Snap / Bauer, Belinda
“On a stifling summer’s day, eleven-year-old Jack and his two sisters sit in their broken-down car, waiting for their mother to come back and rescue them. Jack’s in charge, she’d said. I won’t be long. But she doesn’t come back. She never comes back. And life as the children know it is changed for ever. Three years later, Jack is still in charge – of his sisters, of supporting them all, of making sure nobody knows they’re alone in the house, and – quite suddenly – of finding out the truth about what happened to his mother… ” (Catalogue)

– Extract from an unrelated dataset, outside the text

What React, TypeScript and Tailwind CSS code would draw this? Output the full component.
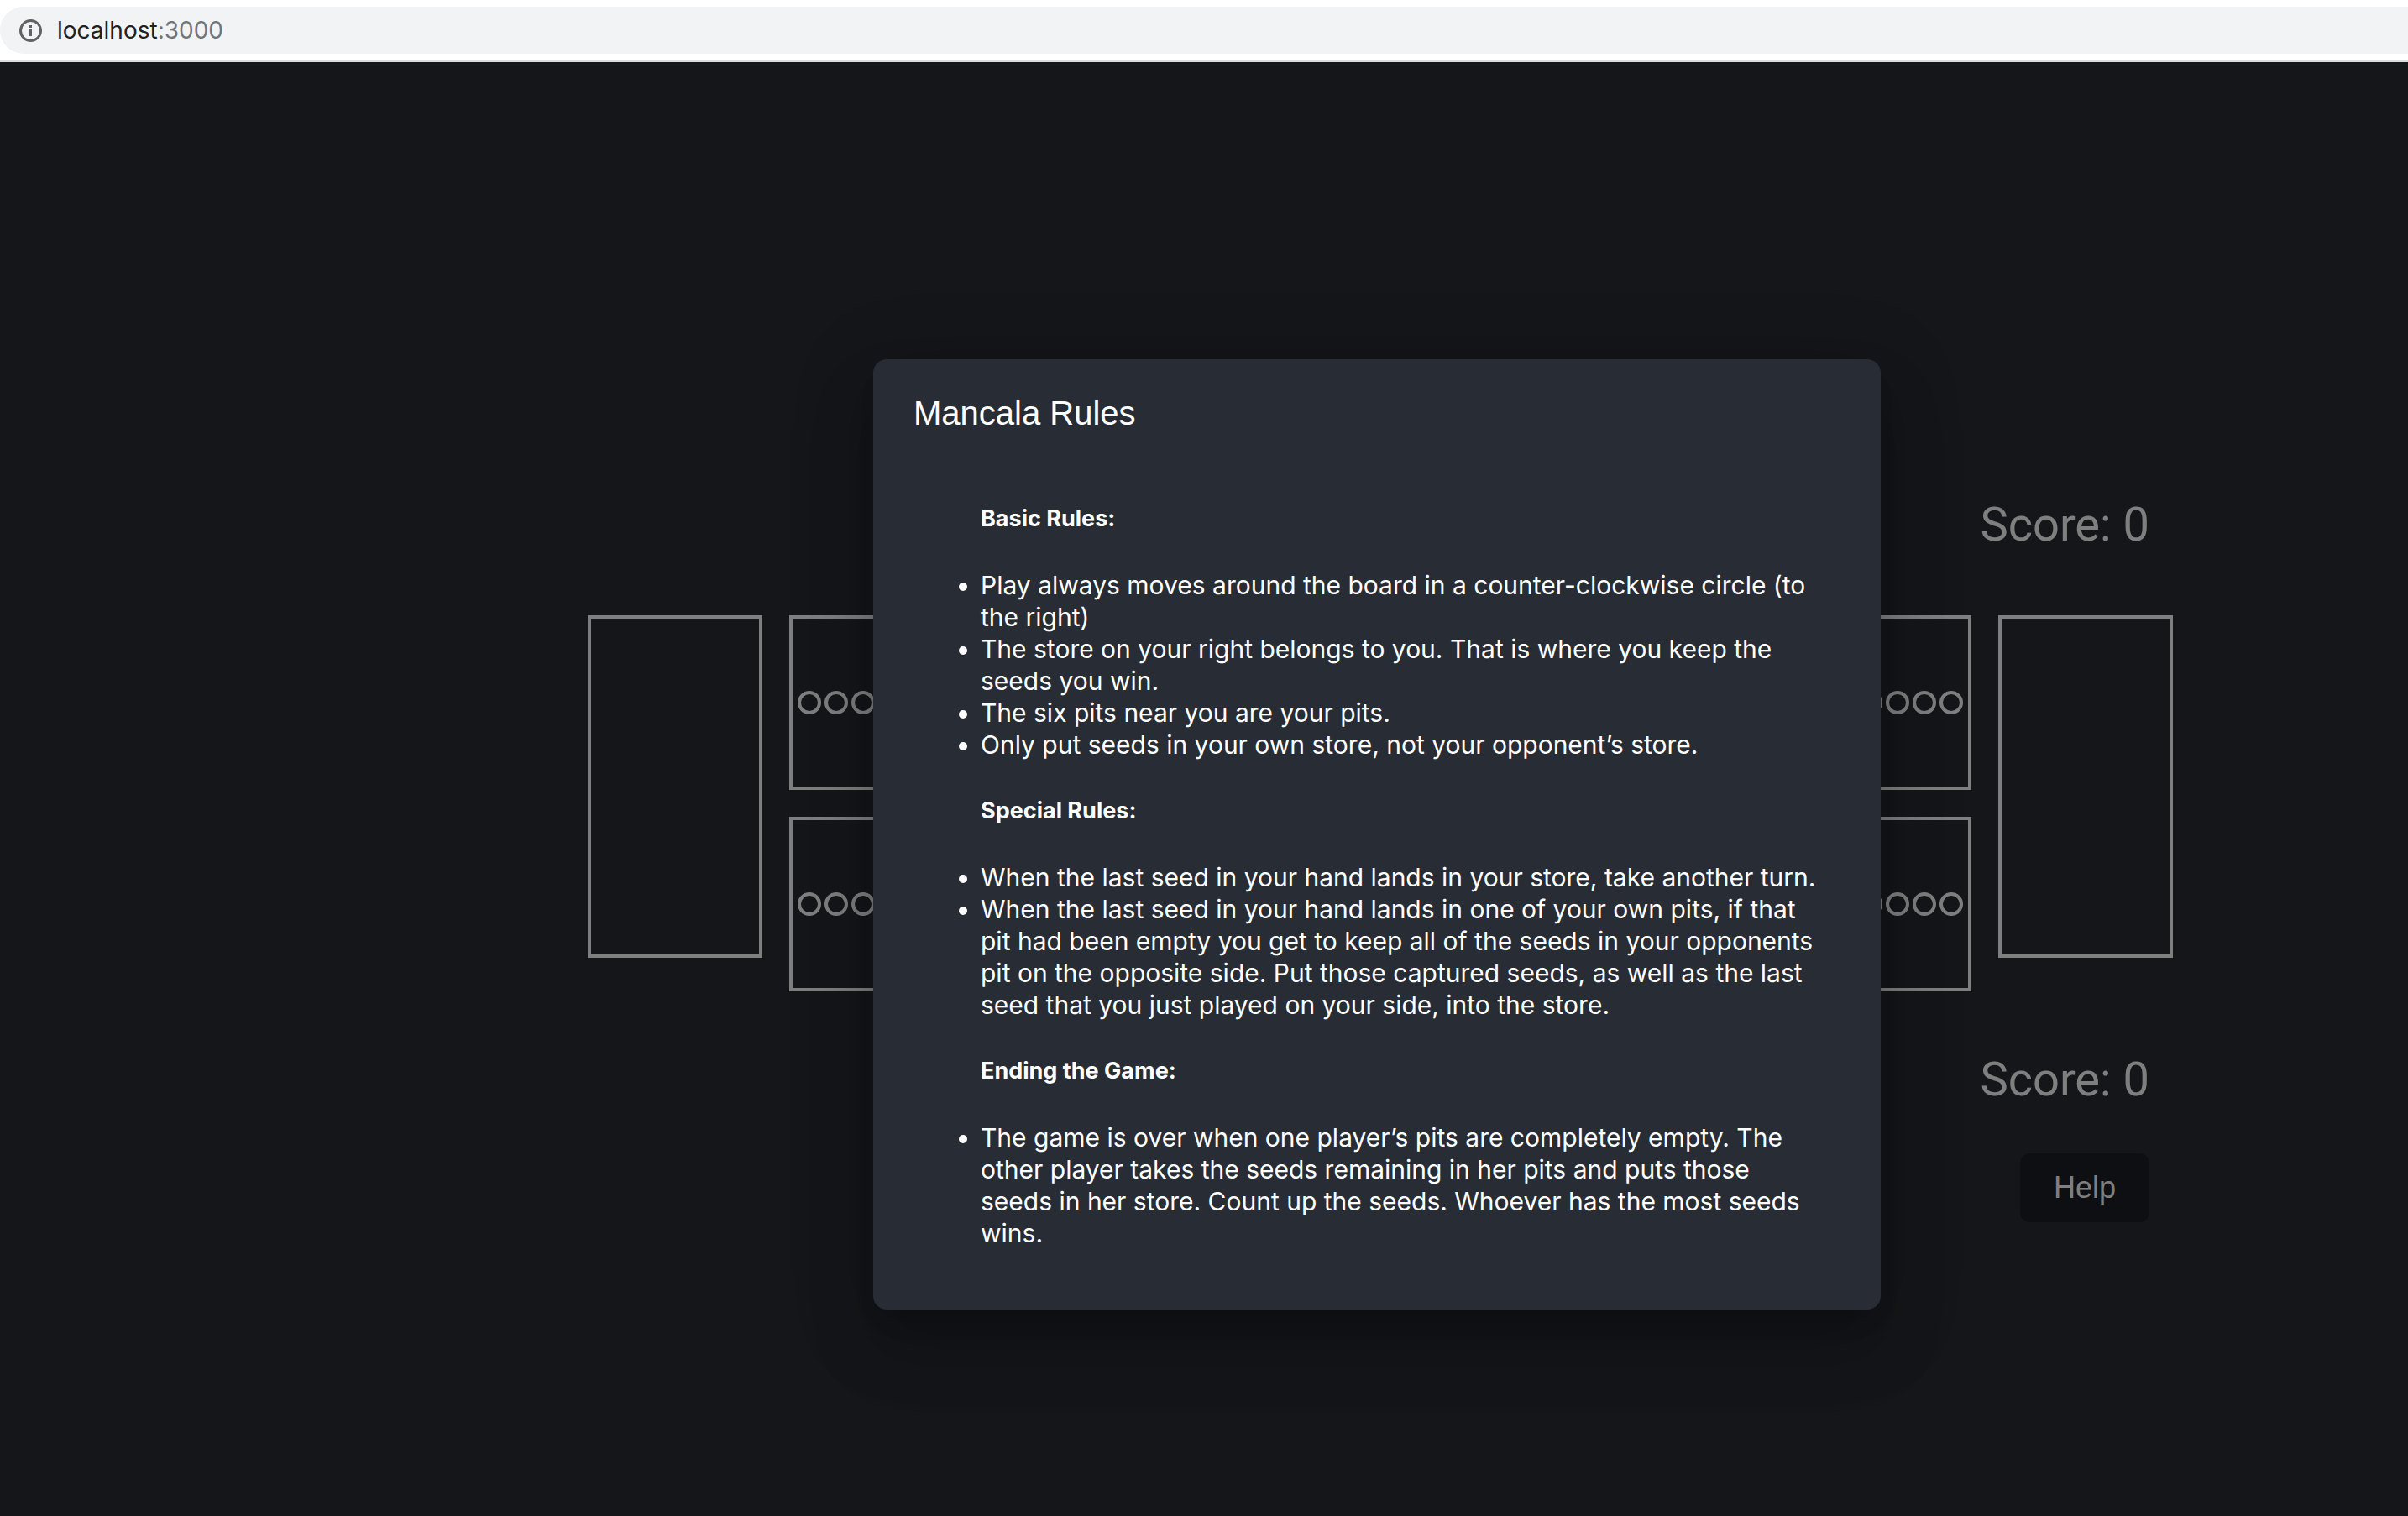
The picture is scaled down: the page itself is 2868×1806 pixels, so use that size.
import type { ReactNode } from 'react'

const PITS_PER_SIDE = 6
const SEEDS_PER_PIT = 6

const rules = [
  {
    title: 'Basic Rules:',
    items: [
      'Play always moves around the board in a counter-clockwise circle (to the right)',
      'The store on your right belongs to you. That is where you keep the seeds you win.',
      'The six pits near you are your pits.',
      'Only put seeds in your own store, not your opponent’s store.',
    ],
  },
  {
    title: 'Special Rules:',
    items: [
      'When the last seed in your hand lands in your store, take another turn.',
      'When the last seed in your hand lands in one of your own pits, if that pit had been empty you get to keep all of the seeds in your opponents pit on the opposite side. Put those captured seeds, as well as the last seed that you just played on your side, into the store.',
    ],
  },
  {
    title: 'Ending the Game:',
    items: [
      'The game is over when one player’s pits are completely empty. The other player takes the seeds remaining in her pits and puts those seeds in her store. Count up the seeds. Whoever has the most seeds wins.',
    ],
  },
]

function AddressBar() {
  return (
    <header className="border-b-2 border-[#dadce0] bg-white py-2">
      <div className="flex h-14 items-center gap-[18px] rounded-l-full bg-[#f1f3f4] pl-[23px] text-[28px] leading-[34px] text-[#202124]">
        <svg className="size-[27px] shrink-0" viewBox="0 0 27 27" fill="none" aria-hidden="true">
          <circle cx="13.5" cy="13.5" r="12" stroke="#5f6368" strokeWidth="3" />
          <path d="M12 7h3v3h-3zM12 12h3v8h-3z" fill="#5f6368" />
        </svg>
        <span>
          localhost<span className="text-[#70757a]">:3000</span>
        </span>
      </div>
    </header>
  )
}

function Score({ value }: { value: number }) {
  return (
    <p className="pr-7 text-right font-[Roboto,sans-serif] text-[56px] leading-[64px]">
      Score: {value}
    </p>
  )
}

function Store({ label }: { label: string }) {
  return <div aria-label={label} className="h-[408px] w-[208px] border-4 border-white" />
}

function Pit({ label }: { label: string }) {
  return (
    <button
      type="button"
      aria-label={label}
      className="flex size-[208px] items-center justify-center gap-1 border-4 border-white"
    >
      {Array.from({ length: SEEDS_PER_PIT }, (_, i) => (
        <span key={i} className="size-7 rounded-full border-4 border-white" />
      ))}
    </button>
  )
}

function PitRow({ player }: { player: number }) {
  return (
    <div className="flex gap-8">
      {Array.from({ length: PITS_PER_SIDE }, (_, i) => (
        <Pit key={i} label={`Player ${player}, pit ${i + 1}`} />
      ))}
    </div>
  )
}

function Board() {
  return (
    <div className="flex items-start gap-8">
      <Store label="Left store" />
      <div className="flex flex-col gap-8">
        <PitRow player={2} />
        <PitRow player={1} />
      </div>
      <Store label="Right store" />
    </div>
  )
}

function Backdrop({ children }: { children: ReactNode }) {
  return (
    <div className="absolute inset-0 flex items-center justify-center overflow-hidden bg-black/50 pt-[108px] pl-[412px]">
      {children}
    </div>
  )
}

function RulesDialog() {
  return (
    <div
      role="dialog"
      aria-modal="true"
      aria-labelledby="rules-title"
      className="w-full max-w-[1200px] rounded-2xl bg-[#282c34] shadow-[0_22px_30px_-14px_rgba(0,0,0,0.2),0_48px_76px_6px_rgba(0,0,0,0.14),0_18px_92px_16px_rgba(0,0,0,0.12)]"
    >
      <h2
        id="rules-title"
        className="px-12 py-8 font-['Liberation_Sans',Arial,sans-serif] text-[40px] leading-[64px]"
      >
        Mancala Rules
      </h2>
      <div className="flex flex-col gap-11 pt-[46px] pr-[72px] pb-[72px] pl-32">
        {rules.map((section) => (
          <section key={section.title} className="flex flex-col gap-11">
            <h3 className="text-[27px] leading-8 font-bold">{section.title}</h3>
            <ul className="list-disc text-[30px] leading-[38px]">
              {section.items.map((item) => (
                <li key={item}>{item}</li>
              ))}
            </ul>
          </section>
        ))}
      </div>
    </div>
  )
}

export default function App() {
  return (
    <div className="flex min-h-screen flex-col font-[Inter,sans-serif] text-white">
      <AddressBar />
      <main className="relative flex flex-1 flex-col items-center justify-center overflow-hidden bg-[#282c34] pt-[169px] pl-[420px]">
        <div className="flex flex-col">
          <Score value={0} />
          <div className="pt-[76px] pb-[73px]">
            <Board />
          </div>
          <Score value={0} />
          <div className="flex justify-end pt-14 pr-7">
            <button
              type="button"
              className="rounded-xl bg-[#1c1e24] px-10 py-5 font-['Liberation_Sans',Arial,sans-serif] text-[36px] leading-[42px]"
            >
              Help
            </button>
          </div>
        </div>
        <Backdrop>
          <RulesDialog />
        </Backdrop>
      </main>
    </div>
  )
}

The overstory / Powers, Richard
The Overstory unfolds in concentric rings of interlocking fables that range from antebellum New York to the late twentieth-century Timber Wars of the Pacific Northwest and beyond… There is a world alongside ours – vast, slow, interconnected, resourceful, magnificently inventive and almost invisible to us. This is the story of a handful of people who learn how to see that world and who are drawn up into its unfolding catastrophe.” (Adapted from Catalogue)

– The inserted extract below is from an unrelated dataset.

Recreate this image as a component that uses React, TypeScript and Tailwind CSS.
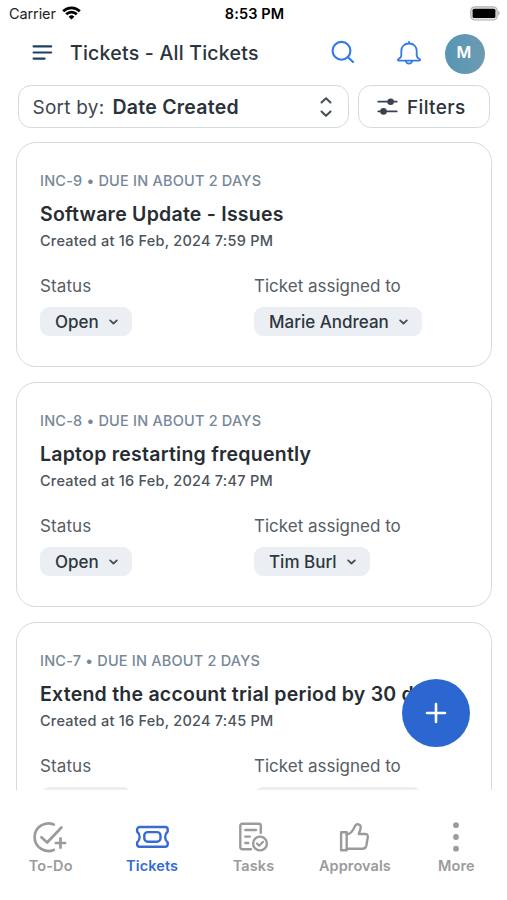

In our mad and furious city / Gunaratne, Guy
“For Selvon, Ardan and Yusuf, growing up under the towers of Stones Estate, summer means what it does anywhere: football, music, freedom. But now, after the killing of a British soldier, riots are spreading across the city, and nowhere is safe. While the fury swirls around them, Selvon and Ardan remain focused on their own obsessions, girls and grime. Their friend Yusuf is caught up in a different tide, a wave of radicalism surging through his local mosque, threatening to carry his troubled brother, Irfan, with it. Provocative, raw, poetic yet tender, In our mad and furious city marks the arrival of a major new talent in fiction.” (Catalogue)

The long take : or, a way to lose more slowly / Robertson, Robin
“Walker, a young Canadian recently demobilised after war and his active service in the Normandy landings and subsequent European operations. Suffering from post-traumatic stress disorder, and unable to face a return to his family home in rural Nova Scotia, he goes in search of freedom, change, anonymity and repair. We follow Walker through a sequence of poems as he moves through post-war American cities of New York, Los Angles and San Francisco.” (Syndetics summary)
You can find this title in the Wellington City Libraries poetry collection.